**EXERCISE REQUIREMENTS**:
Could you transcribe every record below exactly as written, leaving out any pictures?

[Rows from a dataset of pages and code]
┌──
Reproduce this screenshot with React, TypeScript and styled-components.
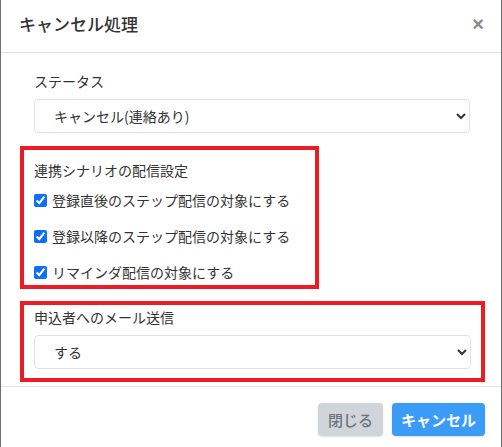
import React from "react";
import styled, { createGlobalStyle } from "styled-components";

const Global = createGlobalStyle`
  html, body { margin: 0; padding: 0; }
  body {
    background: #6b6e78;
    font-family: "Noto Sans CJK JP", "Noto Sans", sans-serif;
    color: #333;
  }
`;

const Modal = styled.div`
  width: 500px;
  height: 447px;
  margin-left: 1px;
  background: #fff;
  display: flex;
  flex-direction: column;
  overflow: hidden;
`;

const Header = styled.div`
  height: 53px;
  border-bottom: 1px solid #dee2e6;
  padding: 0 17px 4px 18px;
  box-sizing: border-box;
  display: flex;
  align-items: center;
  justify-content: space-between;
`;

const Title = styled.h2`
  margin: 0;
  font-size: 17px;
  font-weight: 500;
  color: #333;
  line-height: 24px;
`;

const Close = styled.button`
  border: 0;
  background: none;
  padding: 0;
  font-family: "Liberation Sans", sans-serif;
  font-size: 20px;
  font-weight: 700;
  color: #8a8a8a;
  line-height: 1;
  cursor: pointer;
`;

const Body = styled.div`
  padding: 18px 16px 4px 19px;
  display: flex;
  flex-direction: column;
  align-items: flex-start;
`;

const StatusField = styled.div`
  align-self: stretch;
  padding: 0 15px 0 14px;
  display: flex;
  flex-direction: column;
  gap: 8px;
`;

const Label = styled.div`
  font-size: 14px;
  line-height: 20px;
  color: #333;
`;

const Select = styled.select`
  height: 34px;
  width: 100%;
  border: 1px solid #dee2e6;
  border-radius: 4px;
  background-color: #fff;
  padding: 0 8px 0 15px;
  font-family: "Noto Sans CJK JP", "Noto Sans", sans-serif;
  font-size: 14px;
  color: #333;
  outline: none;
`;

const Highlight = styled.div<{ $width?: number; $mt: number; $pt: number; $pb: number; $gap: number }>`
  box-sizing: border-box;
  ${(p) => (p.$width ? `width: ${p.$width}px;` : "align-self: stretch;")}
  margin-top: ${(p) => p.$mt}px;
  border: 4px solid #ed1c24;
  padding: ${(p) => p.$pt}px 10px ${(p) => p.$pb}px 10px;
  display: flex;
  flex-direction: column;
  gap: ${(p) => p.$gap}px;
`;

const Rows = styled.div`
  display: flex;
  flex-direction: column;
  gap: 16px;
`;

const CheckRow = styled.label`
  display: flex;
  align-items: center;
  gap: 5px;
  height: 20px;
  font-size: 14px;
  color: #333;
`;

const Check = styled.input`
  margin: 0;
  width: 13px;
  height: 13px;
  accent-color: #0d6efd;
`;

const Footer = styled.div`
  border-top: 1px solid #dee2e6;
  padding: 16px 16px 0 0;
  display: flex;
  justify-content: flex-end;
  gap: 9px;
`;

const Button = styled.button<{ $primary?: boolean }>`
  height: 33px;
  border: 0;
  border-radius: 4px;
  padding: 0 ${(p) => (p.$primary ? 9 : 10)}px;
  font-family: "Noto Sans CJK JP", "Noto Sans", sans-serif;
  font-size: 15px;
  font-weight: ${(p) => (p.$primary ? 700 : 500)};
  background: ${(p) => (p.$primary ? "#3a9cf6" : "#d0d4db")};
  color: ${(p) => (p.$primary ? "#fff" : "#6c737d")};
  box-shadow: 0 1px 2px rgba(0, 0, 0, 0.12);
  cursor: pointer;
`;

const checks = [
  "登録直後のステップ配信の対象にする",
  "登録以降のステップ配信の対象にする",
  "リマインダ配信の対象にする",
];

export default function App() {
  return (
    <>
      <Global />
      <Modal>
        <Header>
          <Title>キャンセル処理</Title>
          <Close aria-label="close">×</Close>
        </Header>
        <Body>
          <StatusField>
            <Label>ステータス</Label>
            <Select defaultValue="cancel">
              <option value="cancel">キャンセル(連絡あり)</option>
            </Select>
          </StatusField>
          <Highlight $width={299} $mt={13} $pt={10} $pb={3} $gap={10}>
            <Label>連携シナリオの配信設定</Label>
            <Rows>
              {checks.map((c) => (
                <CheckRow key={c}>
                  <Check type="checkbox" defaultChecked />
                  {c}
                </CheckRow>
              ))}
            </Rows>
          </Highlight>
          <Highlight $mt={12} $pt={2} $pb={9} $gap={8}>
            <Label>申込者へのメール送信</Label>
            <Select defaultValue="yes">
              <option value="yes">する</option>
            </Select>
          </Highlight>
        </Body>
        <Footer>
          <Button>閉じる</Button>
          <Button $primary>キャンセル</Button>
        </Footer>
      </Modal>
    </>
  );
}
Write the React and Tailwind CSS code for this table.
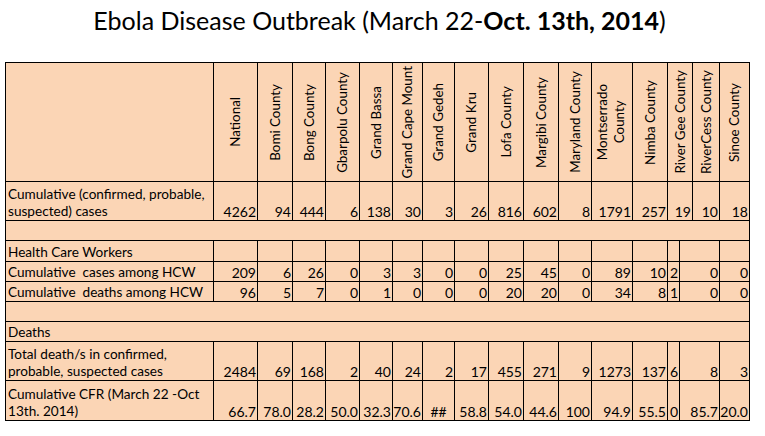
└──
**FULL RESPONSE**:
Reproduce this screenshot with React, TypeScript and styled-components.
import React from "react";
import styled, { createGlobalStyle } from "styled-components";

const Global = createGlobalStyle`
  html, body { margin: 0; padding: 0; }
  body {
    background: #6b6e78;
    font-family: "Noto Sans CJK JP", "Noto Sans", sans-serif;
    color: #333;
  }
`;

const Modal = styled.div`
  width: 500px;
  height: 447px;
  margin-left: 1px;
  background: #fff;
  display: flex;
  flex-direction: column;
  overflow: hidden;
`;

const Header = styled.div`
  height: 53px;
  border-bottom: 1px solid #dee2e6;
  padding: 0 17px 4px 18px;
  box-sizing: border-box;
  display: flex;
  align-items: center;
  justify-content: space-between;
`;

const Title = styled.h2`
  margin: 0;
  font-size: 17px;
  font-weight: 500;
  color: #333;
  line-height: 24px;
`;

const Close = styled.button`
  border: 0;
  background: none;
  padding: 0;
  font-family: "Liberation Sans", sans-serif;
  font-size: 20px;
  font-weight: 700;
  color: #8a8a8a;
  line-height: 1;
  cursor: pointer;
`;

const Body = styled.div`
  padding: 18px 16px 4px 19px;
  display: flex;
  flex-direction: column;
  align-items: flex-start;
`;

const StatusField = styled.div`
  align-self: stretch;
  padding: 0 15px 0 14px;
  display: flex;
  flex-direction: column;
  gap: 8px;
`;

const Label = styled.div`
  font-size: 14px;
  line-height: 20px;
  color: #333;
`;

const Select = styled.select`
  height: 34px;
  width: 100%;
  border: 1px solid #dee2e6;
  border-radius: 4px;
  background-color: #fff;
  padding: 0 8px 0 15px;
  font-family: "Noto Sans CJK JP", "Noto Sans", sans-serif;
  font-size: 14px;
  color: #333;
  outline: none;
`;

const Highlight = styled.div<{ $width?: number; $mt: number; $pt: number; $pb: number; $gap: number }>`
  box-sizing: border-box;
  ${(p) => (p.$width ? `width: ${p.$width}px;` : "align-self: stretch;")}
  margin-top: ${(p) => p.$mt}px;
  border: 4px solid #ed1c24;
  padding: ${(p) => p.$pt}px 10px ${(p) => p.$pb}px 10px;
  display: flex;
  flex-direction: column;
  gap: ${(p) => p.$gap}px;
`;

const Rows = styled.div`
  display: flex;
  flex-direction: column;
  gap: 16px;
`;

const CheckRow = styled.label`
  display: flex;
  align-items: center;
  gap: 5px;
  height: 20px;
  font-size: 14px;
  color: #333;
`;

const Check = styled.input`
  margin: 0;
  width: 13px;
  height: 13px;
  accent-color: #0d6efd;
`;

const Footer = styled.div`
  border-top: 1px solid #dee2e6;
  padding: 16px 16px 0 0;
  display: flex;
  justify-content: flex-end;
  gap: 9px;
`;

const Button = styled.button<{ $primary?: boolean }>`
  height: 33px;
  border: 0;
  border-radius: 4px;
  padding: 0 ${(p) => (p.$primary ? 9 : 10)}px;
  font-family: "Noto Sans CJK JP", "Noto Sans", sans-serif;
  font-size: 15px;
  font-weight: ${(p) => (p.$primary ? 700 : 500)};
  background: ${(p) => (p.$primary ? "#3a9cf6" : "#d0d4db")};
  color: ${(p) => (p.$primary ? "#fff" : "#6c737d")};
  box-shadow: 0 1px 2px rgba(0, 0, 0, 0.12);
  cursor: pointer;
`;

const checks = [
  "登録直後のステップ配信の対象にする",
  "登録以降のステップ配信の対象にする",
  "リマインダ配信の対象にする",
];

export default function App() {
  return (
    <>
      <Global />
      <Modal>
        <Header>
          <Title>キャンセル処理</Title>
          <Close aria-label="close">×</Close>
        </Header>
        <Body>
          <StatusField>
            <Label>ステータス</Label>
            <Select defaultValue="cancel">
              <option value="cancel">キャンセル(連絡あり)</option>
            </Select>
          </StatusField>
          <Highlight $width={299} $mt={13} $pt={10} $pb={3} $gap={10}>
            <Label>連携シナリオの配信設定</Label>
            <Rows>
              {checks.map((c) => (
                <CheckRow key={c}>
                  <Check type="checkbox" defaultChecked />
                  {c}
                </CheckRow>
              ))}
            </Rows>
          </Highlight>
          <Highlight $mt={12} $pt={2} $pb={9} $gap={8}>
            <Label>申込者へのメール送信</Label>
            <Select defaultValue="yes">
              <option value="yes">する</option>
            </Select>
          </Highlight>
        </Body>
        <Footer>
          <Button>閉じる</Button>
          <Button $primary>キャンセル</Button>
        </Footer>
      </Modal>
    </>
  );
}
Write the React and Tailwind CSS code for this table.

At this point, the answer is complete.